It’s the annual “open enrollment” season in corporate America, when employees choose their medical plans for the coming year. But this time, even if they are fortunate enough to have a job at a company that still offers health benefits, many workers are finding that the buffet of options has been trimmed to a very short menu.
And typically the offerings now include a health plan with a financially daunting feature: a high annual deductible that is likely to be $1,100 or more for an individual, and much higher for family coverage. Under conventional insurance, the annual deductible — the amount an employee is obliged to spend on medical care before the insurance begins — may be only about one-third as high.
Employers generally try to offset the high deductible with a somewhat lower monthly premium than workers pay with conventional insurance.
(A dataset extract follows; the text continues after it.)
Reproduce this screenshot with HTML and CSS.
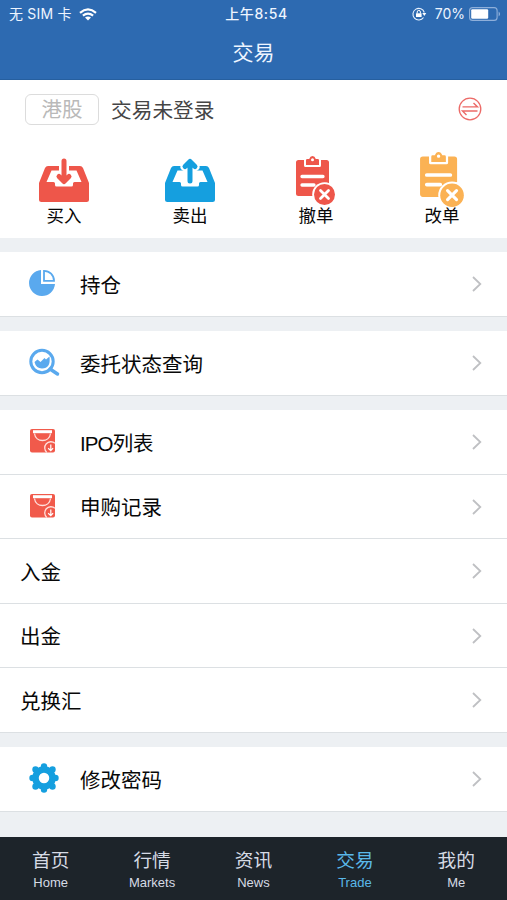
FILE: index.html
```html
<!DOCTYPE html>
<html lang="zh-CN">
<head>
<meta charset="utf-8">
<meta name="viewport" content="width=device-width, initial-scale=1">
<title>交易</title>
<link rel="stylesheet" href="styles.css">
</head>
<body>
<svg class="defs" aria-hidden="true">
  <symbol id="chevron" viewBox="0 0 10 16"><path d="M1 1l7.300 7L1 15" fill="none" stroke="#bfc0c3" stroke-width="1.800"/></symbol>
  <symbol id="tray" viewBox="0 0 50 36"><path fill="currentColor" fill-rule="evenodd" d="M9 0H20V4.500H12.500L7.500 16H14.500Q16 16 16 17.500V19Q16 20.500 17.500 20.500H32.500Q34 20.500 34 19V17.500Q34 16 35.500 16H42.500L37.500 4.500H30V0H41Q43 0 44 2L50 17V33.500Q50 36 47.500 36H2.500Q0 36 0 33.500V17L6 2Q7 0 9 0Z"/></symbol>
  <symbol id="clipboard" viewBox="0 0 40 49">
    <path fill="currentColor" d="M2.500 4H8v5.500q0 1.500 1.500 1.500h14q1.500 0 1.500-1.500V4h5.500Q33 4 33 6.500V27q-12-2-14 13H2.500Q0 40 0 37.500v-31Q0 4 2.500 4Z"/>
    <path fill="currentColor" fill-rule="evenodd" d="M11.200 3h2q1-3 3.300-3T19.800 3h2Q23 3 23 4.200V9H10V4.200Q10 3 11.200 3zM16.500 2.200a1.500 1.500 0 1 0 0 3a1.500 1.500 0 1 0 0-3Z"/>
    <path d="M6 20.500h21M6 29h12" stroke="#fff" stroke-width="3.300" stroke-linecap="round"/>
    <circle cx="28.500" cy="38.500" r="12.300" fill="#fff"/><circle cx="28.500" cy="38.500" r="10.500" fill="currentColor"/>
    <path d="M24.500 34.500l8 8m0-8l-8 8" stroke="#fff" stroke-width="2.800" stroke-linecap="round"/>
  </symbol>
  <symbol id="wallet" viewBox="0 0 26 24">
    <rect width="25" height="23.500" rx="2" fill="#f15a4b"/><path d="M3 2.700h19" stroke="#fff" stroke-width="3"/><path d="M4.500 4.500c1 9.300 15 9.300 16 0" fill="none" stroke="#ffe1dd" stroke-width="1.300"/>
    <path d="M25 14.300A6 6 0 1 0 16.800 23.500" fill="none" stroke="#ffe1dd" stroke-width="1.300"/><path d="M20.800 15.500v6m-2.600-2.300 2.600 2.500 2.300-2.500" fill="none" stroke="#fff" stroke-width="1.200"/>
  </symbol>
</svg>
<div class="app">
  <header class="header">
    <div class="status">
      <div class="carrier"><span>无 SIM 卡</span><svg width="18" height="13" viewBox="0 0 18 13" fill="none" stroke="#fff" stroke-width="2.200"><path d="M1 4.800Q9-2 17 4.800M3.900 7.700Q9 3.400 14.100 7.700"/><path d="M6 9.600Q9 7.200 12 9.600L9 12.600Z" fill="#fff" stroke="none"/></svg></div>
      <div class="time">上午8:54</div>
      <div class="power">
        <svg width="14" height="14" viewBox="0 0 14 14"><path d="M11.500 10.500A5.800 5.800 0 1 1 12.300 5.500" fill="none" stroke="#e8f2ff" stroke-width="1.100"/><path d="M10.300 6h4l-2 3z" fill="#fff"/><path d="M4 6.300h5.600V10H4z" fill="#fff"/><path d="M5.200 6.500V5a1.600 1.600 0 0 1 3.200 0v1.500" fill="none" stroke="#fff"/></svg>
        <span>70%</span>
        <svg width="32" height="14" viewBox="0 0 32 14"><rect x=".6" y=".6" width="27.500" height="12.800" rx="3" fill="none" stroke="#8eafda" stroke-width="1.100"/><rect x="2.200" y="2.200" width="17" height="9.600" rx="1.200" fill="#fff"/><path d="M29.600 4.500q3 2.500 0 5z" fill="#8eafda"/></svg>
      </div>
    </div>
    <h1 class="title">交易</h1>
  </header>
  <main class="content">
    <section class="account">
      <div class="account-bar">
        <span class="market">港股</span><span class="login">交易未登录</span>
        <svg class="switch" width="24" height="24" viewBox="0 0 24 24" fill="none" stroke="#ec6a67"><circle cx="12" cy="12" r="10.800" stroke-width="1.300"/><path d="M4.500 9.900H19.500L15.500 6M19.500 14H4.500L8.500 18" stroke-width="1.400"/></svg>
      </div>
      <div class="actions">
        <div class="action red"><svg class="trade-icon" viewBox="0 0 50 43"><use href="#tray" y="7" width="50" height="36"/><path d="M25 2V22M20 17.500 25 22.500l5-5" fill="none" stroke="currentColor" stroke-width="5" stroke-linecap="round" stroke-linejoin="round"/></svg><span>买入</span></div>
        <div class="action blue"><svg class="trade-icon" viewBox="0 0 50 43"><use href="#tray" y="7" width="50" height="36"/><path class="halo" d="M25 22V2.500M19.500 8 25 2.500 30.500 8"/><path d="M25 22V2.500M20 7.500 25 2.500 30 7.500" fill="none" stroke="currentColor" stroke-width="5" stroke-linecap="round" stroke-linejoin="round"/></svg><span>卖出</span></div>
        <div class="action red"><svg class="cancel-icon"><use href="#clipboard"/></svg><span>撤单</span></div>
        <div class="action orange"><svg class="change-icon"><use href="#clipboard"/></svg><span>改单</span></div>
      </div>
    </section>
    <section class="group">
      <div class="row"><span class="icon"><svg width="27" height="28" viewBox="0 0 27 28"><path d="M12 1A13 13 0 1 0 26 15H12Z" fill="#5aa9ee"/><path d="M15 1.800V11.800H25A10 10 0 0 0 15 1.800Z" fill="none" stroke="#5aa9ee" stroke-width="1.800"/></svg></span><span>持仓</span><svg class="chevron"><use href="#chevron"/></svg></div>
    </section>
    <section class="group">
      <div class="row"><span class="icon"><svg class="search-icon" width="31" height="28" viewBox="0 0 31 28"><circle cx="13" cy="13.500" r="11.200" fill="none" stroke="#5aa9ee" stroke-width="3"/><path d="M21 21l7.500 5" stroke="#5aa9ee" stroke-width="3.500" stroke-linecap="round"/><path d="M5.500 14l3-2.500 3 2.500 4-4 1.500 1.500 3.500-3q1.500 12-7.500 12-6 0-7.500-6.500Z" fill="#5aa9ee"/></svg></span><span>委托状态查询</span><svg class="chevron"><use href="#chevron"/></svg></div>
    </section>
    <section class="group">
      <div class="row"><span class="icon"><svg class="wallet"><use href="#wallet"/></svg></span><span><span class="latin">IPO</span>列表</span><svg class="chevron"><use href="#chevron"/></svg></div>
      <div class="row"><span class="icon"><svg class="wallet"><use href="#wallet"/></svg></span><span>申购记录</span><svg class="chevron"><use href="#chevron"/></svg></div>
      <div class="row"><span>入金</span><svg class="chevron"><use href="#chevron"/></svg></div>
      <div class="row"><span>出金</span><svg class="chevron"><use href="#chevron"/></svg></div>
      <div class="row"><span>兑换汇</span><svg class="chevron"><use href="#chevron"/></svg></div>
    </section>
    <section class="group">
      <div class="row"><span class="icon"><svg width="30" height="30" viewBox="-15 -15 30 30" fill="#159fdf"><circle r="8.500" fill="none" stroke="#159fdf" stroke-width="6.500"/><g><circle cy="-11.500" r="3.200"/><circle cy="11.500" r="3.200"/><circle cx="-11.500" r="3.200"/><circle cx="11.500" r="3.200"/><circle cx="8.500" cy="8.500" r="3.200"/><circle cx="-8.500" cy="8.500" r="3.200"/><circle cx="8.500" cy="-8.500" r="3.200"/><circle cx="-8.500" cy="-8.500" r="3.200"/></g></svg></span><span>修改密码</span><svg class="chevron"><use href="#chevron"/></svg></div>
    </section>
  </main>
  <nav class="nav">
    <a><span>首页</span><small>Home</small></a><a><span>行情</span><small>Markets</small></a><a><span>资讯</span><small>News</small></a><a class="active"><span>交易</span><small>Trade</small></a><a><span>我的</span><small>Me</small></a>
  </nav>
</div>
</body>
</html>
```
FILE: styles.css
```css
* { box-sizing: border-box; }
body { margin: 0; font-family: "Liberation Sans", "Noto Sans CJK SC", sans-serif; color: #080808; }
.defs { display: none; }
svg { display: block; flex: none; overflow: visible; }
.app { height: 900px; display: flex; flex-direction: column; background: #edf0f3; overflow: hidden; }
.header { flex: none; height: 80px; background: #2d6ab1; color: #eef5ff; border-bottom: 1px solid #265f9f; }
.status { display: grid; grid-template-columns: 1fr auto 1fr; align-items: center; height: 28px; padding: 0 6px 0 9px; font-family: Inter, "Noto Sans CJK SC", sans-serif; font-size: 14px; line-height: 20px; }
.carrier, .power { display: flex; align-items: center; }
.carrier { gap: 7px; font-size: 14px; letter-spacing: .2px; }
.time { font-weight: 500; font-size: 14px; letter-spacing: .6px; padding-left: 3px; }
.power { justify-content: flex-end; }
.power span { margin: 0 4px 0 9px; }
.title { margin: 6px 0 0; text-align: center; font-size: 21px; line-height: 38px; font-weight: 400; }
.content { flex: 1; min-height: 0; }
.account { height: 158px; background: #fff; }
.account-bar { height: 58px; display: flex; align-items: center; padding: 0 25px; }
.market { width: 74px; height: 31px; border: 1.500px solid #dcdcdc; border-radius: 6px; color: #b9b9b9; font-size: 20.500px; line-height: 30px; text-align: center; }
.login { margin-left: 12px; font-size: 20.700px; color: #454545; }
.switch { margin-left: auto; }
.actions { display: grid; grid-template-columns: repeat(4, 126px); height: 90px; padding-left: 1px; }
.action { display: flex; flex-direction: column; align-items: center; justify-content: flex-end; }
.action span { color: #080808; font-size: 17.500px; line-height: 24px; z-index: 1; }
.red { color: #ee564a; }
.blue { color: #159fdf; }
.orange { color: #fbb254; }
.trade-icon { width: 50px; height: 43px; margin-bottom: 2px; }
.halo { fill: none; stroke: #fff; stroke-width: 8px; stroke-linecap: round; stroke-linejoin: round; }
.cancel-icon { width: 40px; height: 49px; margin-bottom: -1px; }
.change-icon { width: 45px; height: 55px; margin-bottom: -3px; }
.group { margin-top: 14.500px; background: #fff; }
.account + .group { margin-top: 14px; }
.row { height: 64.500px; display: flex; align-items: center; padding: 4px 25px 0 20px; border-bottom: 1px solid #dce0e3; font-size: 20.500px; line-height: 30px; }
.icon { width: 60px; padding-left: 9px; margin-top: -5px; }
.latin { letter-spacing: -.9px; }
.wallet { width: 26px; height: 24px; margin-left: 1px; }
.chevron { width: 10px; height: 16px; margin: -3px 0 0 auto; }
.nav { flex: none; height: 63px; display: grid; grid-template-columns: repeat(5, 1fr); background: #1d242a; color: #d6dbe5; padding-top: 10px; }
.nav a { display: flex; flex-direction: column; align-items: center; }
.nav span { font-size: 18.700px; line-height: 28px; }
.nav small { font-size: 13px; line-height: 16px; }
.nav .active { color: #5ab8e9; }
```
Another deal sweetener is the opportunity for the worker to put money in a tax-sheltered health savings account whose balance can grow year after year. Many employers also make contributions to those worker accounts.
Despite such lures, high-deductible plans have received only tepid acceptance from employees since they were introduced in 2002. But this year, at more than 100 large companies and hundreds of smaller ones, the high-deductible plans are the employee’s single take-it-or-leave-it option.
One of those companies is the automaker Nissan, which is offering only high-deductible plans to its 15,000 United States employees for the coming year. Another is Delta Airlines.
Most large companies still do offer a choice between high-deductible plans and more conventional insurance, which means workers must try to decide which approach is best for them.
Typically, if consumers run the numbers, they will find the high-deductible plans are most attractive to healthy single workers who do not expect many medical costs — or to families who know their medical costs will quickly exceed the annual out-of-pocket maximum, after which their medical care is covered 100 percent. But even for those people, the lower premium does not compensate for the much greater out-of-pocket payments they will make before reaching that high deductible.